++++ Listing ++++

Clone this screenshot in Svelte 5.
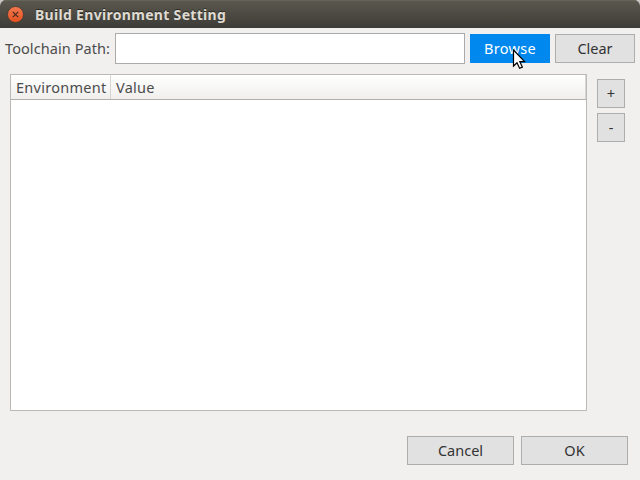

++++
++++ Listing ++++

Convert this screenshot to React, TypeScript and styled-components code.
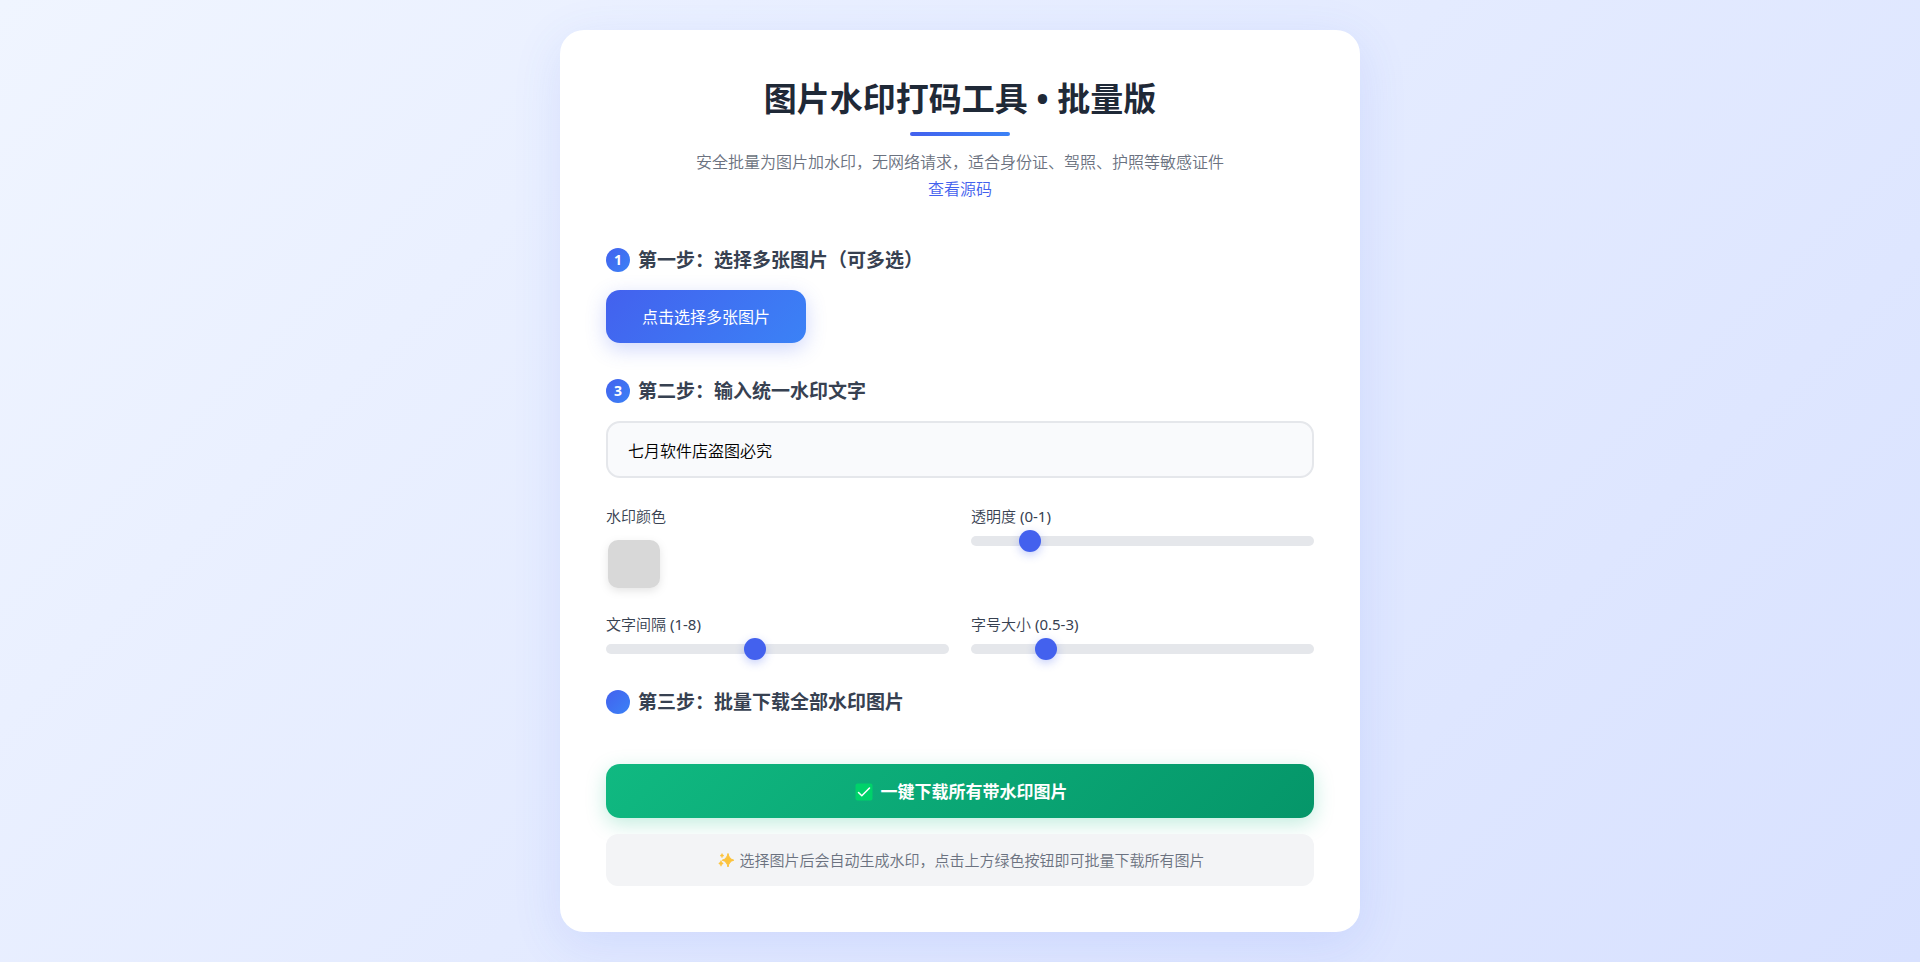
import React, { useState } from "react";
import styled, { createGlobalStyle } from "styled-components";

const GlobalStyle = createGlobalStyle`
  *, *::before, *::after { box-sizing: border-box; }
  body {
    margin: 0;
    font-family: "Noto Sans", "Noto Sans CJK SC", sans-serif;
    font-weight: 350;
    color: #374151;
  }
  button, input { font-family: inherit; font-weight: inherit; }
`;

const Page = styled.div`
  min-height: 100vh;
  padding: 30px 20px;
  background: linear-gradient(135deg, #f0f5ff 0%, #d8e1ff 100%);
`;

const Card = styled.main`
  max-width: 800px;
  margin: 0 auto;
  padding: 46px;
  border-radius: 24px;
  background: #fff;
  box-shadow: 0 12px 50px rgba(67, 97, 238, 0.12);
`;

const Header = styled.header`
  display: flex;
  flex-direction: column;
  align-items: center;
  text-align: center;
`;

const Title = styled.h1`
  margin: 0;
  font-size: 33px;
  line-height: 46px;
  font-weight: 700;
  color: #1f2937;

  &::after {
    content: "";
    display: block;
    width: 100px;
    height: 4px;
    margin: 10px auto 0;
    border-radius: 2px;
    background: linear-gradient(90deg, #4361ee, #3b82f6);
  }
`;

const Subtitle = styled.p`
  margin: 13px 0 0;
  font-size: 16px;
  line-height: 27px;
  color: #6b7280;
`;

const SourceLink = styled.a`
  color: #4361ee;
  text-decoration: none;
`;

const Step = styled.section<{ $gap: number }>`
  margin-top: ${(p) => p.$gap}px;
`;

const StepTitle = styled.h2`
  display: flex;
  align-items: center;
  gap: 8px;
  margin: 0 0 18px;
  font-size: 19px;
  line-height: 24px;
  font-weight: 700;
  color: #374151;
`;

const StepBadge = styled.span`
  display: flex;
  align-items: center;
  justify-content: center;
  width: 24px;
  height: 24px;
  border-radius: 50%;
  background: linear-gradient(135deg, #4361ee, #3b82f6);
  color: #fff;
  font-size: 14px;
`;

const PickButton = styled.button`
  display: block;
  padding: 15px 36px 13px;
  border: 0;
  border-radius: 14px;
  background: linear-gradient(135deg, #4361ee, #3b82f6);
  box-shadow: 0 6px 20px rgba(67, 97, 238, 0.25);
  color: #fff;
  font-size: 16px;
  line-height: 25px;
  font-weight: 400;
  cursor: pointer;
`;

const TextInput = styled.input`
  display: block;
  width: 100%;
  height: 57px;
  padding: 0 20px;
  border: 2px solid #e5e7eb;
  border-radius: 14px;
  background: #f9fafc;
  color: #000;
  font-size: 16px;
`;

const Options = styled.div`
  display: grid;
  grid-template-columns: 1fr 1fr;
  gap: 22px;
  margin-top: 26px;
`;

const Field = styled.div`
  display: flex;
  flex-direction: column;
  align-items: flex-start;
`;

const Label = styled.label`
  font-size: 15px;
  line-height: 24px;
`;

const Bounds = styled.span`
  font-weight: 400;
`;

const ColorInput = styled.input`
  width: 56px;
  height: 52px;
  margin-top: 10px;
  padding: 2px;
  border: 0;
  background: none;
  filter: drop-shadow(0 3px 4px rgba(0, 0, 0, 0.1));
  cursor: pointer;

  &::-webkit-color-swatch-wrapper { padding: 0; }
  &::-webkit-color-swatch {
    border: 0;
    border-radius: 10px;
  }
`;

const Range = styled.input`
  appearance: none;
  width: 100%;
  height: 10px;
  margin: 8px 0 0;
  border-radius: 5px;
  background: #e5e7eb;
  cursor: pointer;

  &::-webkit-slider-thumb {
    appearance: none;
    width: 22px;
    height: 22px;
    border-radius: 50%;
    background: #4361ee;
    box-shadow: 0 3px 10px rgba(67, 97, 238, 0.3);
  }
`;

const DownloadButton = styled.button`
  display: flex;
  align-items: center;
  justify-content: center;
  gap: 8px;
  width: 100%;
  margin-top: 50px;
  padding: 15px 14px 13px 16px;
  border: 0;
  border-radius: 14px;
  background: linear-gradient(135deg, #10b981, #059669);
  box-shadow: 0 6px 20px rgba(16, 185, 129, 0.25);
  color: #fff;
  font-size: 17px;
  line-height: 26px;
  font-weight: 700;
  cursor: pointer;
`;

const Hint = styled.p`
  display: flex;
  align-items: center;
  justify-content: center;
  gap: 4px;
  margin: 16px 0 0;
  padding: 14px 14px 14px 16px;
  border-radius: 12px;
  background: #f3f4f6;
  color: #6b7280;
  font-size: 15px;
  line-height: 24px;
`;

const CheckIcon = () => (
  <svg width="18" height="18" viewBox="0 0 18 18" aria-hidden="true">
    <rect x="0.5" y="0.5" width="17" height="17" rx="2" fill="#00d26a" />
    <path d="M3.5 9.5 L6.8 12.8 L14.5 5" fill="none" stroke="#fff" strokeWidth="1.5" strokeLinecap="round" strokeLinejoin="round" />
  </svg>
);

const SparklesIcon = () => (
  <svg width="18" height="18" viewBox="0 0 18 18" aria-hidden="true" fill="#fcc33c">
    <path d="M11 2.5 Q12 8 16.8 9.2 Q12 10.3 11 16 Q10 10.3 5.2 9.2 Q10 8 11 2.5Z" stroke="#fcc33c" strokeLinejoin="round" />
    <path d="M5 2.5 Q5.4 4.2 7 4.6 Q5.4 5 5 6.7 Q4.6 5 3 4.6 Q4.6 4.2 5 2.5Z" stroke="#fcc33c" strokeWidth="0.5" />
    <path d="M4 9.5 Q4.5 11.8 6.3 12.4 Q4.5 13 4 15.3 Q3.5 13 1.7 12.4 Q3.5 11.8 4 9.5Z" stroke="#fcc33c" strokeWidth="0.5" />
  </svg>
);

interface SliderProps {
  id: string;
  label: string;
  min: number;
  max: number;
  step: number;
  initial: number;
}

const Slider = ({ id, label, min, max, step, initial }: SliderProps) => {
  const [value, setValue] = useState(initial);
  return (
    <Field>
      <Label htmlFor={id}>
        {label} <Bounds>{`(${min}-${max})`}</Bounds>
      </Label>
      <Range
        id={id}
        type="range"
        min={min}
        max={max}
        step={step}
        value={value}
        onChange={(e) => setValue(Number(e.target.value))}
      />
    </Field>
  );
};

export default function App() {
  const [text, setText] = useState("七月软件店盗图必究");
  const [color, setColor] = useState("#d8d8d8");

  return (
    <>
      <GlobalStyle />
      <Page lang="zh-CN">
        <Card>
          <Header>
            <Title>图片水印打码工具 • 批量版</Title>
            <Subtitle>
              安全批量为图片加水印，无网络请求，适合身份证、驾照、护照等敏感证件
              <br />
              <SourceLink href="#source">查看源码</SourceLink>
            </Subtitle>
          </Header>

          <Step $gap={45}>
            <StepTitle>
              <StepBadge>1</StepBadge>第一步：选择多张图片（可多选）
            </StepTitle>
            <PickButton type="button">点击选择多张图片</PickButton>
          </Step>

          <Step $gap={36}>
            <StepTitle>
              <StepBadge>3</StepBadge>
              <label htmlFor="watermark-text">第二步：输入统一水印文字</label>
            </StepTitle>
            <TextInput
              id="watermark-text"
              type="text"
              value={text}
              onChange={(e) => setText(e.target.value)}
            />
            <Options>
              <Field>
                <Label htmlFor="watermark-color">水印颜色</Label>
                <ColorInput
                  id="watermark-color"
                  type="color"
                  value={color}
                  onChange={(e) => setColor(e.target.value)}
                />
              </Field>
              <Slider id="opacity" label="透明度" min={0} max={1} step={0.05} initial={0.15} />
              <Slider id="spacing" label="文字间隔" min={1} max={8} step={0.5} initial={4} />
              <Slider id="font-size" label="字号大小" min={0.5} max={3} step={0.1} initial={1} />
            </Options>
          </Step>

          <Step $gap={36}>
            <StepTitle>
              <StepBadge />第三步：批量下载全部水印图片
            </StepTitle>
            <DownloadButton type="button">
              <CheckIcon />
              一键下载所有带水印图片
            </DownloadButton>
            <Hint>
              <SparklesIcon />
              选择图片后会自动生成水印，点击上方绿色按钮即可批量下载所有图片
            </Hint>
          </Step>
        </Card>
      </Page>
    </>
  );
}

++++

* _Goal_: Check each line of the material above for "screenshot" and say how many lines contain it, giving the number alone.

* _Exercise response_: 2